Heading across the Atlantic would give us Western (meaning the genre, of course) fantasy. Stephen King's Dark Tower series is even an example of secondary world (epic) Western fantasy, to contrast with the more common alternate history fantasy of, say, Deadlands. There was a d20 supplement or two that grafted elves and dwarves into the Old West, which seems to a surefire way to suck any "unknowability" or "weird" out of the setting with the leech of predictability.

That's been precisely the problem with a lot of fantasy space opera/fantasy-space. We get Dragonstar instead of Starlin's Dreadstar. Really, no works have given us weird space fantasy, or dungeon (asteroid?)-delving space fantasy, as far as I know.

So fantasy with firearms is clearly do-able, but its tougher to find those fantasies combined with a world designed for pulp fantasy--picaresque, secondary world settings, with elements of weird, and the unknown/unknowable. I'm not convinced this can't be done, though.

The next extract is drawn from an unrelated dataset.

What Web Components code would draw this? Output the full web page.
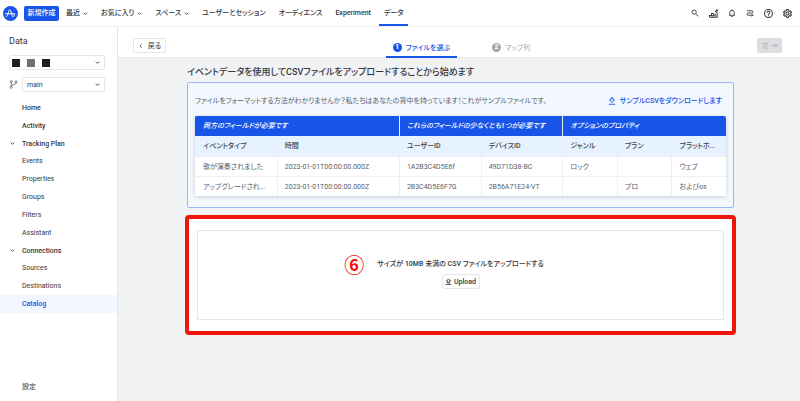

It seems to me what you need is a setting that is removed enough for our time to have been mythologized a bit, much in the same way that the pre-modern world has been. You could set a dungeon-delving campaign in an alternate 1960s, but then you would get urban fantasy (of a sort) not pulp fantasy. The Old West and Victorian England, are definitely mythologized enough, but probably so are the Roaring Twenties and the Napoleonic era, and others. The future is--ironically--pretty mythologized too, but set things too near-future and you're in urban fantasyland.

While traditional fantasy will always have a preeminent place in my heart, I can't help but think that these other eras can be mined for new settings to expand the vistas of fantasy gaming. I'm not sure adventurers should be confine to a technological level that's largely a historical artifact of the fantasy genre's evolution.

I'm gonna think more about that.

6 comments:

Norman J. Harman Jr. said...

Aliens and Space Hulk are sci-fi dungeon delving. Warhammer 40k it self seems to mix space and horror and space and fantasy quite a bit. Same with several Palldium Rifts settings.

Trey said...

Do you mean the film Aliens? It may have sorta dungeon-delving, but what it isn't is fantasy.

Warhammer 40k I forgot about. I'd guess it counts --though it has an awful lot of medievalisms, and elves (and originally) dwarves.

Which Rfits settings were you thinking of? I'd say the Phase World settings are decidedly superheroic, which doesn't make them fit the pulp fantasy bill, in fact even baseline Rifts has megadamage, mecha, and flame-on bursters--though I'll grant you could play the sort of game I'm talking about in Rfits with some modification.

Matthew Slepin said...

I had a thought about doing a game set in the Raj during the 1800's: http://wheel-of-samsara.blogspot.com/2010/03/quite-distracted-by-engines-empires.html

Trey said...

Cool idea. That's the sort of thing I'd like to see more of.

netherwerks said...

Interesting post. There seems to be a lot of disagreement and arguing over things like Pulp versus Weird versus Urban. I prefer to just tell the story, play the game and see where the setting takes things. I just picked-up 100 different Nick Carter paperbacks at an estate sale. Pulp Espionage (The Killmaster) much like the Avenger or Remo/The Destroyer, Mack Bolan, etc. Fun stuff. I'm hoping to get some good ideas for bringing more espionage into things...

Trey said...

I agree that its more fun not to be bound by preconceived (i.e. historical) boundaries of genres...but a common language for communcation is usual, and you do have to manage peoples expectations, which means either some degree of fidelity to a genre/genres or a lot of explanation beforehand.